I am a strong believer in the philosophy that the productivity of the meeting (in terms of making decisions and getting things done) is inversely proportional to the size of the meeting group or committee.
“A meeting of two people is optimal, four is acceptable, six is just tolerable, more than six and it becomes a bureaucratic nightmare. Too many people having an opinion, and the goal of consensus becomes a pipe dream.”
Simply put, I prefer “micro-meetings”. For large group meetings, I strongly recommend the formation of an “executive committee” so that decisions can be taken and outcomes effected.
Here are a few of my other thoughts and observations on meetings over the years. I actually don’t mind (most) meetings, and I enjoy the social and anthropological side to them…
- Keep smartphones out: I have occasionally been guilty myself of using smartphones during meetings, but less and less so now. At best it is distracting, at worst it is rude and disrespectful to your colleagues. Leave your phone in your pocket, or even better give it to someone who can take messages for you. There is very little in laboratory practice (or Facebook) that cannot wait for an hour.
- Contribute: There is very little point in going to a meeting if you don’t contribute, best not to go at all.

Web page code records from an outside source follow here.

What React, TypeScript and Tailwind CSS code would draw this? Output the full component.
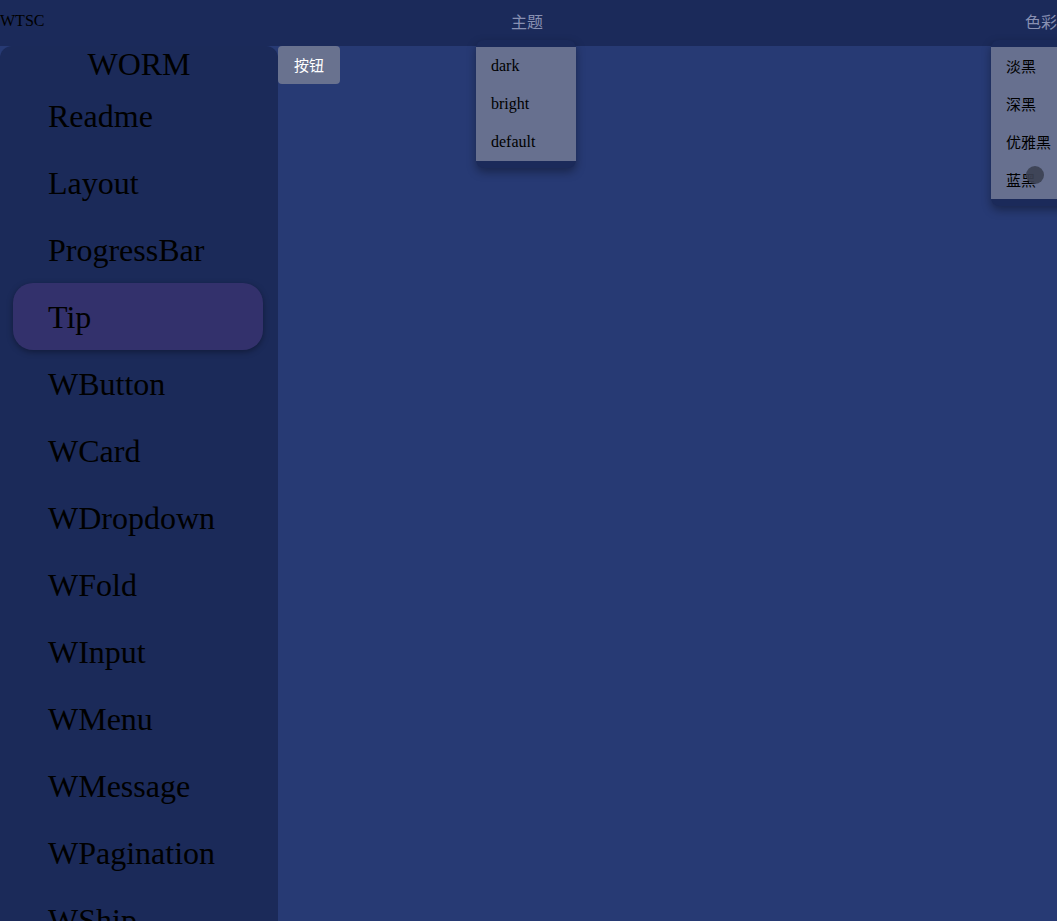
import React from "react";

const serif = { fontFamily: '"Liberation Serif", "Times New Roman", serif' };
const cjk = { fontFamily: '"Noto Sans CJK SC", "Noto Sans", sans-serif' };

const items = ["Readme", "Layout", "ProgressBar", "Tip", "WButton", "WCard", "WDropdown", "WFold", "WInput", "WMenu", "WMessage", "WPagination", "WShip"];
const themes = ["dark", "bright", "default"];
const colors = ["淡黑", "深黑", "优雅黑", "蓝黑"];

export default function App() {
  return (
    <div className="relative w-[1057px] h-[921px] overflow-hidden bg-[#273a74]">
      <header className="flex items-center h-[46px] pb-[5px] bg-[#1b2a5a] whitespace-nowrap">
        <span className="w-[42px] text-[16px] text-black" style={serif}>WTSC</span>
        <span className="ml-[469px] text-[16px] text-[#8890b2]" style={cjk}>主题</span>
        <span className="ml-[482px] text-[16px] text-[#8890b2]" style={cjk}>色彩</span>
      </header>

      <div className="flex h-[875px]">
        <aside className="w-[278px] shrink-0 rounded-t-[12px] bg-[#1b2a59] overflow-hidden" style={serif}>
          <div className="h-[36px] flex items-center justify-center text-[32px] text-black leading-none">WORM</div>
          {items.map(it => (
            <div
              key={it}
              className={
                "ml-[13px] mr-[15px] px-[35px] h-[67px] flex items-center text-[32px] text-black " +
                (it === "Tip" ? "rounded-[20px] bg-[#33316c] shadow-[0_2px_6px_rgba(0,0,0,0.35)]" : "")
              }
            >
              {it}
            </div>
          ))}
        </aside>
        <main className="flex-1">
          <button className="w-[62px] h-[38px] rounded-[4px] bg-[#69728f] text-white text-[15px]" style={cjk}>按钮</button>
        </main>
      </div>

      <div className="absolute left-[476px] top-[40px] w-[100px] py-[7px] rounded-[8px] bg-[#1b2a5a] shadow-[0_4px_10px_rgba(0,0,0,0.35)]">
        <div className="bg-[#67708f]">
          {themes.map(t => (
            <div key={t} className="h-[38px] flex items-center pl-[15px] text-[16px] text-black" style={serif}>{t}</div>
          ))}
        </div>
      </div>

      <div className="absolute left-[991px] top-[40px] w-[90px] py-[7px] rounded-[8px] bg-[#1b2a5a] shadow-[0_4px_10px_rgba(0,0,0,0.35)]">
        <div className="bg-[#67708f]">
          {colors.map(c => (
            <div key={c} className="h-[38px] flex items-center pl-[15px] text-[15px] text-black" style={cjk}>{c}</div>
          ))}
        </div>
      </div>

      <div className="absolute left-[1026px] top-[166px] w-[18px] h-[18px] rounded-full bg-[#3b4052]/90" />
    </div>
  );
}
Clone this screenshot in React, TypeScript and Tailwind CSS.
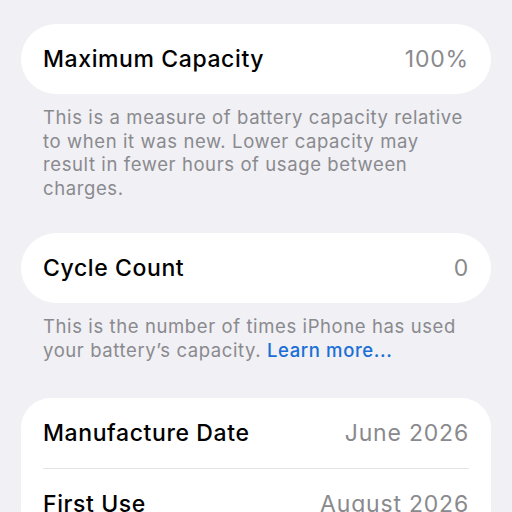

If you feel you have nothing to contribute, then you are in the wrong meeting, or possibly even the wrong job.
- Don’t dither: “Parking” items just delays a decision from being made. You need to have a very good reason for deferring a decision on an agenda item. Just make a decision, in the appreciation that it might not always be the right one. Deferring just prolongs the agony. A good chair is essential for this point.
- Keep it short: My concentration span is only 1 hour, so any meeting that goes beyond this I tend to struggle with. Also, don’t feel obliged to stay glued to your seat for the whole hour. Get up, wander, have a coffee, whatever…
- Keep to the agenda: When it’s finished, it’s finished. For example (and you will relate to this), the meeting is scheduled from 3-4pm. However you finish the agenda items by 3.30pm and then fill the remaining half hour up with small talk, gossip and meandering discussions. Don’t… When the agenda is complete, get the hell out of there! And never include “AOB” as an agenda item. That is just inviting trouble.
- Avoid teleconferences: I have a personal phobia of teleconferences. I avoid them wherever possible. Telephones were designed for one to one interactions, but are simply awful when applied to groups. Videoconferencing is marginally better but still falls well short of face to face.
Meetings are of course “A Unilateralist’s Curse” . Nevertheless, it is my belief that in order for a policy to be implemented successfully, you do need a critical threshold of colleagues to support it.